On the other hand, I hate the DWG file format. With each release, I have to worry about whether I’ll be able make the engineering department’s work available to the rest of the organisation, and that is exactly what Adena’s recent pointer to Evan Yares’ comments about the new DWG format had me doing.

After sitting on that for a few days, and starting to read some of the news that is leaking out about Autocad 2007 (the blogs listed by Shaan Hurley mostly seem focused on the new 3D environment) I was starting to get pretty disappointed. After all, there are some pretty compelling features in there and I’m going to get some major pressure to move our organisation to 2007.

Something seemed odd to me though.
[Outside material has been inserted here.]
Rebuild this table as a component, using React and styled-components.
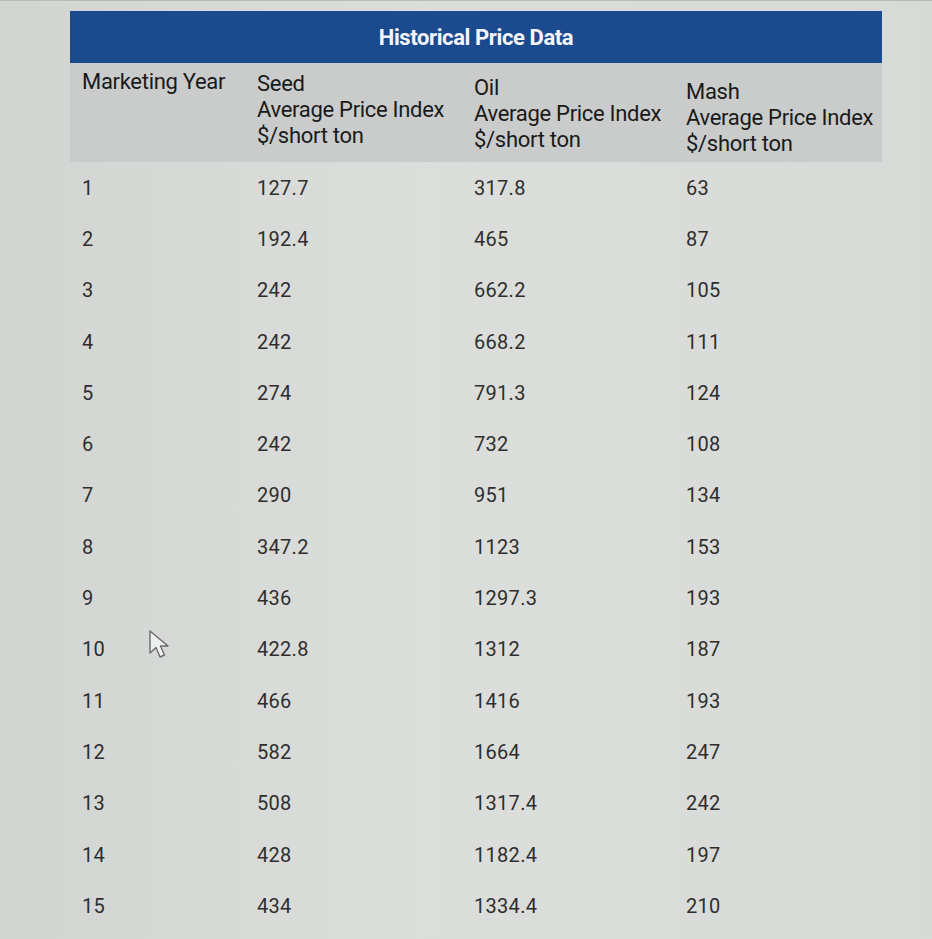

There was no real information on Autodesk Map 3D 2007 in those blogs. I had received a short blurb from my reseller about the new releases, but had not really read through it. So, I went back and did. Then I went on a hunt for more information on Map 3D 2007 and found some on the Taylor Technologies site. Wow!

It seems Autodesk has really focussed on GIS rather than CAD with this release. A long time limitation of Map was its reliance on the DWG format. Link Templates and Object Data were both pretty unreliable and inflexible ways of storing GIS data. Oracle Spatial was a pretty good option if you could afford it, but the recently added ArcSDE support seemed difficult to implement. Autodesk Map 2007 appears to blow most of these constraints away. Here’s why:

New read/write capabilities without conversion:

  • MySQL Relational Database
  • Microsoft SQL Server Relational Database (not sure how they’re storing spatial info in MSSQL)
  • ESRI SHP Files
  • Spatial Data File (SDF)

New direct access capabilities:

  • JPEG2000
  • Web Map Services (WMS)
  • Web Feature Service (WFS)

Extra goodies that got thrown in include enhanced support for DWF, what look to be great new cartographic capabilities, and the ability to publish to MapGuide Enterprise 2007.
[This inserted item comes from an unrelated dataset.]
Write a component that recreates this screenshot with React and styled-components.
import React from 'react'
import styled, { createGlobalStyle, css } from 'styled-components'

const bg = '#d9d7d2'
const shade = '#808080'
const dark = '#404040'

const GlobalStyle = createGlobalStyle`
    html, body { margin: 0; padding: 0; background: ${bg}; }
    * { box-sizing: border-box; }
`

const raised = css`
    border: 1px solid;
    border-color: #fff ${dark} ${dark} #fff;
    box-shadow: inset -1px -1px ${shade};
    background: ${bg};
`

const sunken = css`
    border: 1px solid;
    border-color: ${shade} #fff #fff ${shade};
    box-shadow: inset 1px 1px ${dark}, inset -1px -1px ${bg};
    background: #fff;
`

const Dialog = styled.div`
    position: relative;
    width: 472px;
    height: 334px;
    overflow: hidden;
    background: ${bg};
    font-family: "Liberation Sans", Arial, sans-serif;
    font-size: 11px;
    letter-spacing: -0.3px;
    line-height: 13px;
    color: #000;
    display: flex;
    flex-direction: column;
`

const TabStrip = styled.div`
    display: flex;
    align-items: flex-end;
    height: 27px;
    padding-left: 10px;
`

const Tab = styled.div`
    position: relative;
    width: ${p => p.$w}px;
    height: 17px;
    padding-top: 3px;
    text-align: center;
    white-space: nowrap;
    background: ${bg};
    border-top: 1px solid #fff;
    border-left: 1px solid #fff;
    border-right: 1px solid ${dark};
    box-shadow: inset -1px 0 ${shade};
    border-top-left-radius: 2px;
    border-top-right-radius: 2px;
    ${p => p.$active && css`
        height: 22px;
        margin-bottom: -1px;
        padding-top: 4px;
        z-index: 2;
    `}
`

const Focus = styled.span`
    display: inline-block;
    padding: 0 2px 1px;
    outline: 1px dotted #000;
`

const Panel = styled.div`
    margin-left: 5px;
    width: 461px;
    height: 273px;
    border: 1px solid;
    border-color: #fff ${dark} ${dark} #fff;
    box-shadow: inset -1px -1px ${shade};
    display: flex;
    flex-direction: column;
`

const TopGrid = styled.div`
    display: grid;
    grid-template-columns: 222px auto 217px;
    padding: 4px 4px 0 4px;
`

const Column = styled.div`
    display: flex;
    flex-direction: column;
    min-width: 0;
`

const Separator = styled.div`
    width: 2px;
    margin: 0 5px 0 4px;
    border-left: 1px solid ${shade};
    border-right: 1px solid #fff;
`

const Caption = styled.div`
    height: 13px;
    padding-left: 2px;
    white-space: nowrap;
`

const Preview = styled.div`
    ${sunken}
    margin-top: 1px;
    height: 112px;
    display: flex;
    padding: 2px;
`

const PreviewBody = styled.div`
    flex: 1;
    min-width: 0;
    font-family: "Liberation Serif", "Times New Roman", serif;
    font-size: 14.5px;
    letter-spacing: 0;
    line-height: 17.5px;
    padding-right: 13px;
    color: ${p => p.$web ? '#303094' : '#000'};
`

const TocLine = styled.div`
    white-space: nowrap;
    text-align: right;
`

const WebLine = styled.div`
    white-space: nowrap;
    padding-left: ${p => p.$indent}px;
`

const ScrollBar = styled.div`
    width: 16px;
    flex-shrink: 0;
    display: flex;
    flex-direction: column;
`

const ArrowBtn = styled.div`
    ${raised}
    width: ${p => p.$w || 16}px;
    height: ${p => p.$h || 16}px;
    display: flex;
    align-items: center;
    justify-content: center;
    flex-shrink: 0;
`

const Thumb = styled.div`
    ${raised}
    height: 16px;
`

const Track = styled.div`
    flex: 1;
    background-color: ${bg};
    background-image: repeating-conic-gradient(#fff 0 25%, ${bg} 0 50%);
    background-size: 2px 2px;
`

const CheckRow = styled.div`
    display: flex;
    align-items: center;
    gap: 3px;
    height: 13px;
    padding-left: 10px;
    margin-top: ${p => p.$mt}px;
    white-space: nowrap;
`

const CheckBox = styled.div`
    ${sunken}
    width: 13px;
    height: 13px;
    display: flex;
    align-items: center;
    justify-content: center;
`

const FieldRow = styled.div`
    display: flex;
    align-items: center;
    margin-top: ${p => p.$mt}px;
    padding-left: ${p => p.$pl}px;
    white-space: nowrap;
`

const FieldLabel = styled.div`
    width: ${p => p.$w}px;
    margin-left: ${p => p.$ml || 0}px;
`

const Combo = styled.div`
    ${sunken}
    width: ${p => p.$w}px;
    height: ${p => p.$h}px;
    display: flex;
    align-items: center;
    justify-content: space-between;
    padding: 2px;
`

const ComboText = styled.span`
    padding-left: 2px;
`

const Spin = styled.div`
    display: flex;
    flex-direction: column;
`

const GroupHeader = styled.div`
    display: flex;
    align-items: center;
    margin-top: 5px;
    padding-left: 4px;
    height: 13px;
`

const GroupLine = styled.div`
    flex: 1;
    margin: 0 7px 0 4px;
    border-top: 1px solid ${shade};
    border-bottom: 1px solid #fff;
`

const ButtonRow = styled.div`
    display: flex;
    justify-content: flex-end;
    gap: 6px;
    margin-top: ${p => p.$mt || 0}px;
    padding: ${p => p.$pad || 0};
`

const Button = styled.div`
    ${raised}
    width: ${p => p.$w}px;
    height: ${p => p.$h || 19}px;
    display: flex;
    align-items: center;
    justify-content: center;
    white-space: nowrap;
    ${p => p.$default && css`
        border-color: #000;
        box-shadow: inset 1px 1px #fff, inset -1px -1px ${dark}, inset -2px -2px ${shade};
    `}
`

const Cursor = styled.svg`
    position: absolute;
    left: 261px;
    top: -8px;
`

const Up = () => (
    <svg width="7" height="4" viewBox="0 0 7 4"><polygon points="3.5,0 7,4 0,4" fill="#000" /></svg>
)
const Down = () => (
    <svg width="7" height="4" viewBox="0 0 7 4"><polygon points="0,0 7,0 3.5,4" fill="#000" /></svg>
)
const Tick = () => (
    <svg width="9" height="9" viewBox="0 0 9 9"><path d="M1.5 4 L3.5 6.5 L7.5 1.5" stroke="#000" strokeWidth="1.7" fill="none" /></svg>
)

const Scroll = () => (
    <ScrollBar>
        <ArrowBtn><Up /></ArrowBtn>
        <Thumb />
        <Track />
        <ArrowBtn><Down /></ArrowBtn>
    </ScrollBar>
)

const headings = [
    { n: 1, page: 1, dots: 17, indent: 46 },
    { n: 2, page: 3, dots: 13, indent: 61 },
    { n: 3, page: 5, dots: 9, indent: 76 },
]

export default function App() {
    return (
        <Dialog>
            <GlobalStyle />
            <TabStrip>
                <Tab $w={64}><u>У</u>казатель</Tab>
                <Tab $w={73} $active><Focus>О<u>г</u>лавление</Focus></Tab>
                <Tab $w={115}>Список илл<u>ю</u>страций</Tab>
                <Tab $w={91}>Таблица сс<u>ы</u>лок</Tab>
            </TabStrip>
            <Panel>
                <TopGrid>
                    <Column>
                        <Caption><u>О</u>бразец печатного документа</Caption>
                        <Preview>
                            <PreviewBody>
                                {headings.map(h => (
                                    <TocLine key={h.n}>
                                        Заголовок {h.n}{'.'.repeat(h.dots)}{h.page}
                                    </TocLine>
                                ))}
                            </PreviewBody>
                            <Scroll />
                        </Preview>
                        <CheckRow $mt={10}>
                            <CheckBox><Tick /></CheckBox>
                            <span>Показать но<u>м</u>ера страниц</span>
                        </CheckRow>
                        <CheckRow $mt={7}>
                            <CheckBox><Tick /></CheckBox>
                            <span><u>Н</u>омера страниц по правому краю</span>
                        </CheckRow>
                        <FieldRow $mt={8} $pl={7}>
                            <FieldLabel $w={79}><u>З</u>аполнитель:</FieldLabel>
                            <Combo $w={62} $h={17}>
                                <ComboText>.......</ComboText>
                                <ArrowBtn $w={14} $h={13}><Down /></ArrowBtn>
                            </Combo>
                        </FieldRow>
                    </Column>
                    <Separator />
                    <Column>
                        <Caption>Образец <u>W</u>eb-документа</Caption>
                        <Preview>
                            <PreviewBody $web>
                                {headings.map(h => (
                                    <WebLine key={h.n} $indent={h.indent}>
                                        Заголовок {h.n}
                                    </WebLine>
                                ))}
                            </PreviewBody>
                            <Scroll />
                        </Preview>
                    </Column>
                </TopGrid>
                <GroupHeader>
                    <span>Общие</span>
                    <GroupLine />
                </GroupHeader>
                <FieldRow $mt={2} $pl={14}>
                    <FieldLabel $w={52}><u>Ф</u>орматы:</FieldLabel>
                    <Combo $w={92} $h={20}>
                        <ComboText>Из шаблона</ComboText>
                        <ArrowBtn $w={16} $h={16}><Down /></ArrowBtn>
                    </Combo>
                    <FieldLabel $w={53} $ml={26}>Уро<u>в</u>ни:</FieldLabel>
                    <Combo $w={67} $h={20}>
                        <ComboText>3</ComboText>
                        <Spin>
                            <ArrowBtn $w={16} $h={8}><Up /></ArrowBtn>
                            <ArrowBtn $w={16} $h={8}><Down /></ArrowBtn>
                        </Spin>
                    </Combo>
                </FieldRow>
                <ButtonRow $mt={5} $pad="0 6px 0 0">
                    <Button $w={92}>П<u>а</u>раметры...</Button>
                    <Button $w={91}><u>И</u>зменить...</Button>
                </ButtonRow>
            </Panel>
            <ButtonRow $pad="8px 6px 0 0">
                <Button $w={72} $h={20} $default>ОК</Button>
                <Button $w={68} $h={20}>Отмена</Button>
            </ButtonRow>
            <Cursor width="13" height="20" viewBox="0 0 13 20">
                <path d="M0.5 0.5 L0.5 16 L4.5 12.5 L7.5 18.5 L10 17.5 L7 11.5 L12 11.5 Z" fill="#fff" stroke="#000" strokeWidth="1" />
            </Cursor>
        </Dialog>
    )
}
With that list, who could ask for anything more? Well… me :) I believe that all of these new formats are provided by Autodesk’s new open source FDO spatial data abstraction layer. Now, unless I’m seeing things, Autodesk has indicated that they will be releasing a PostGIS FDO provider with MapGuide Open Source. It’s possible that this provider did not make it into the 2007 release. Maybe Service Pack 1? :) Another feature that I would really like to see, and it may be in there already because I do not have access to the beta, is the ability to open MapGuide Enterprise 2007 DWF eMaps as background layers. This would allow for consistant corporate styling without the limitations of WMS, at least as a stopgap until MapGuide offers SLD support.

To bring us back to the start of this post, the one item on this list that I think may get overlooked is support for the Spatial Data File (SDF) format. SDF is a single-user database format, similar to ESRI’s personal geodatabase. It is built on top of SQLite, is fully open, and is already supported by MapGuide Open Source and (yay!) Safe Software’s current FME betas. Now we can choose to use enterprise spatial data stores (Oracle, ArcSDE, PostGIS, MSSQL) for corporate data sets that warrant it, and use the SDF format for smaller projects that do not justify that level of effort. This removes the requirement for Autodesk GIS users to utilize DWG as anything but an an import/export format and working environment.

In municipal government, CAD tools are often the preferred way of maintaining spatial information, but in many cases this has left us with large interoperability barriers. Autodesk has made a huge leap in allowing us to choose the right geospatial tool for the job.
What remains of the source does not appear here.